Juan Lopez is in the ambulance bay of a McAllen hospital, zipping a gauzy blue jumpsuit over a Polo button-down and work slacks. Two well-worn stretchers are in the back of his Cadillac Escalade, a pack of Marlboros near the gear shift.

It’s Saturday morning in South Texas, and the corpse of a 60-something-year-old needs to get to a funeral home — specifically, a refrigerated truck behind a funeral home that’s run out of storage space. The deceased coronavirus patient goes in the back of the Escalade, and Lopez heads to retrieve a body from another hospital’s morgue.

These are the first jobs of the day — and far from the last. Lopez will pick up 16 bodies Saturday, wake up at 2 a.m. Sunday and transport 22 more, including a husband and wife both infected with the virus.

Lopez, 45, is a courier of the dead, contracting with funeral homes and the county to pick up and deliver bodies. In normal times, he handled around 10 jobs a week. But this isn’t a normal time.

Wonderful reporting.

Frequent, Fast, and Cheap is Better than Sensitive

From Alex Tabarrok on Marginal Revolution:

A number of firms have developed cheap, paper-strip tests for coronavirus that report results at-home in about 15 minutes but they have yet to be approved for use by the FDA because the FDA appears to be demanding that all tests reach accuracy levels similar to the PCR test. This is another deadly FDA mistake.

The PCR tests can discover virus at significantly lower concentration levels than the cheap tests but that extra sensitivity doesn’t matter much in practice. Why not? First, at the lowest levels that the PCR test can detect, the person tested probably isn’t infectious.

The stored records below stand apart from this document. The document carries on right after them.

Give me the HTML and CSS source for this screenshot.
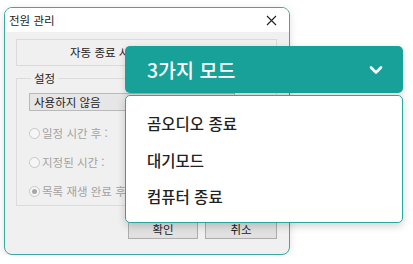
FILE: index.html
```html
<!DOCTYPE html>
<html lang="ko">
<head>
    <meta charset="UTF-8">
    <meta name="viewport" content="width=device-width, initial-scale=1.0">
    <title>전원 관리</title>
    <link rel="stylesheet" href="styles.css">
</head>
<body>
    <div class="dialog">
        <div class="titlebar">
            <span class="title">전원 관리</span>
            <span class="close">
                <svg width="11" height="11" viewBox="0 0 11 11">
                    <path d="M1 1 L10 10 M10 1 L1 10" stroke="#222" stroke-width="1.1" fill="none"/>
                </svg>
            </span>
        </div>
        <div class="content">
            <div class="info">자동 종료 시간 설정 안내</div>
            <fieldset class="group">
                <legend>설정</legend>
                <div class="combo">사용하지 않음</div>
                <label class="radio"><span class="dot"></span>일정 시간 후 :</label>
                <label class="radio"><span class="dot"></span>지정된 시간 :</label>
                <label class="radio"><span class="dot checked"></span>목록 재생 완료 후</label>
            </fieldset>
            <div class="buttons">
                <button type="button">확인</button>
                <button type="button">취소</button>
            </div>
        </div>
    </div>

    <div class="dropdown">
        <div class="dropdown-head">
            <span>3가지 모드</span>
            <svg width="14" height="10" viewBox="0 0 14 10">
                <path d="M2 2.5 L7 7.5 L12 2.5" stroke="#fff" stroke-width="2.6" fill="none" stroke-linecap="round" stroke-linejoin="round"/>
            </svg>
        </div>
        <ul class="dropdown-menu">
            <li>곰오디오 종료</li>
            <li>대기모드</li>
            <li>컴퓨터 종료</li>
        </ul>
    </div>
</body>
</html>
```

FILE: styles.css
```css
body {
    margin: 0;
    padding: 7px 0 0 4px;
    background: #ffffff;
    font-family: "Noto Sans CJK KR", "Noto Sans", sans-serif;
    color: #222;
}
.dialog {
    width: 284px;
    height: 246px;
    border: 1px solid #3aa9a0;
    border-radius: 8px;
    background: #f0f0f0;
    overflow: hidden;
    box-shadow: 0 2px 8px rgba(0, 0, 0, 0.12);
}
.titlebar {
    height: 24px;
    background: #ffffff;
    display: flex;
    align-items: center;
    justify-content: space-between;
    padding: 0 12px 0 4px;
}
.title {
    font-size: 11.5px;
}
.close {
    display: flex;
}
.content {
    padding: 7px 12px 0 11px;
}
.info {
    height: 25px;
    border: 1px solid #dadada;
    line-height: 25px;
    font-size: 11.5px;
    padding-left: 53px;
}
.group {
    margin: 6px 0 0 0;
    padding: 9px 0 0 12px;
    height: 123px;
    border: 1px solid #dcdcdc;
    font-size: 11.5px;
}
.group legend {
    padding: 0 3px;
    margin-left: 2px;
    line-height: 12px;
}
.combo {
    width: 200px;
    height: 16px;
    line-height: 16px;
    border: 1px solid #b9b9b9;
    background: #e6e6e6;
    padding-left: 4px;
    margin-bottom: 14px;
}
.radio {
    display: flex;
    align-items: center;
    gap: 2px;
    height: 16px;
    margin-bottom: 13px;
    color: #a2a2a2;
}
.dot {
    width: 9px;
    height: 9px;
    border: 1px solid #c8c8c8;
    border-radius: 50%;
    background: #f6f6f6;
    position: relative;
}
.dot.checked::after {
    content: "";
    position: absolute;
    left: 2px;
    top: 2px;
    width: 5px;
    height: 5px;
    border-radius: 50%;
    background: #a8a8a8;
}
.buttons {
    display: flex;
    justify-content: flex-end;
    gap: 7px;
    margin-top: 12px;
}
.buttons button {
    width: 70px;
    height: 21px;
    padding: 0;
    border: 1px solid #adadad;
    background: #e1e1e1;
    font-family: inherit;
    font-size: 11.5px;
    color: #222;
}
.buttons button:last-child {
    width: 72px;
}
.dropdown {
    position: absolute;
    left: 125px;
    top: 46px;
    width: 278px;
}
.dropdown-head {
    height: 47px;
    background: #17a198;
    border-radius: 5px;
    display: flex;
    align-items: center;
    justify-content: space-between;
    padding: 0 20px 0 22px;
    color: #ffffff;
    font-size: 19.5px;
    font-weight: 500;
    box-shadow: 0 2px 6px rgba(0, 0, 0, 0.15);
}
.dropdown-menu {
    list-style: none;
    margin: 2px 0 0 0;
    padding: 9px 0 0 0;
    height: 117px;
    background: #ffffff;
    border: 1px solid #2aa79e;
    border-radius: 5px;
    box-shadow: 0 3px 8px rgba(0, 0, 0, 0.18);
}
.dropdown-menu li {
    height: 36.5px;
    line-height: 36px;
    padding-left: 21px;
    font-size: 15.5px;
    font-weight: 500;
    color: #222;
}
```
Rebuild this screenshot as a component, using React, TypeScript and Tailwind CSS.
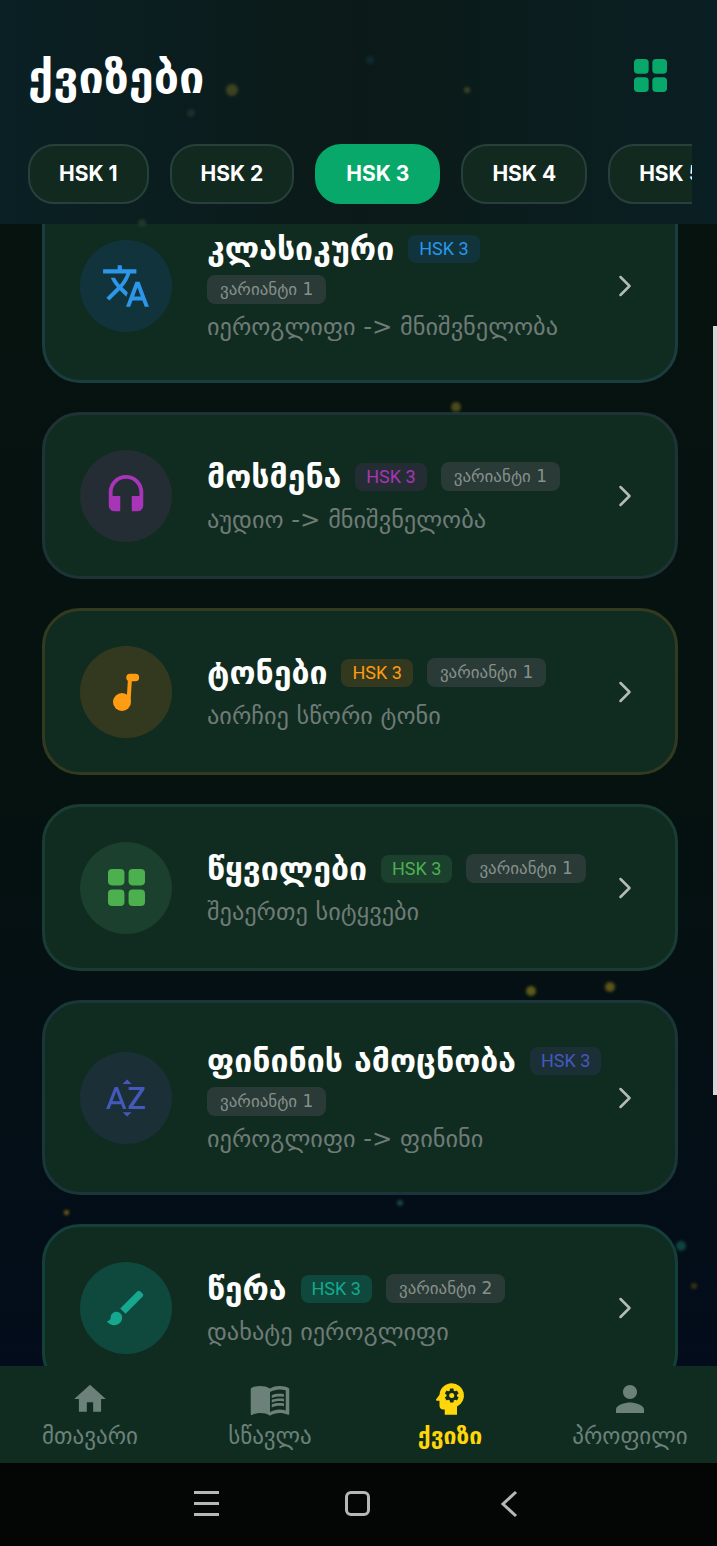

The cheap test is better at telling whether you are infectious than whether you are infected but the former is what we need to know to open schools and workplaces. Second, the virus grows so quickly that the time period in which the PCR tests outperforms the cheap test is as little as a day or two. Third, the PCR tests are taking days or even a week or more to report which means the results are significantly outdated and less actionable by the time they are reported.

The fundamental issue is this: if a test is cheap and fast we shouldn’t compare it head to head against the PCR test. Instead, we should compare test regimes. A strip test could cost $5 which means you can do one per day for the same price as a PCR test (say $35). Thus, the right comparison is seven cheap tests with one PCR test.

Spot on. This is the same as with the ridiculous reluctance to use face-masks: the best (peer-reviewed) being the enemy of the good. Cheap, rapid strip-tests could be really useful at this stage of the pandemic. Not perfect. But useful. So why don’t we have them — now?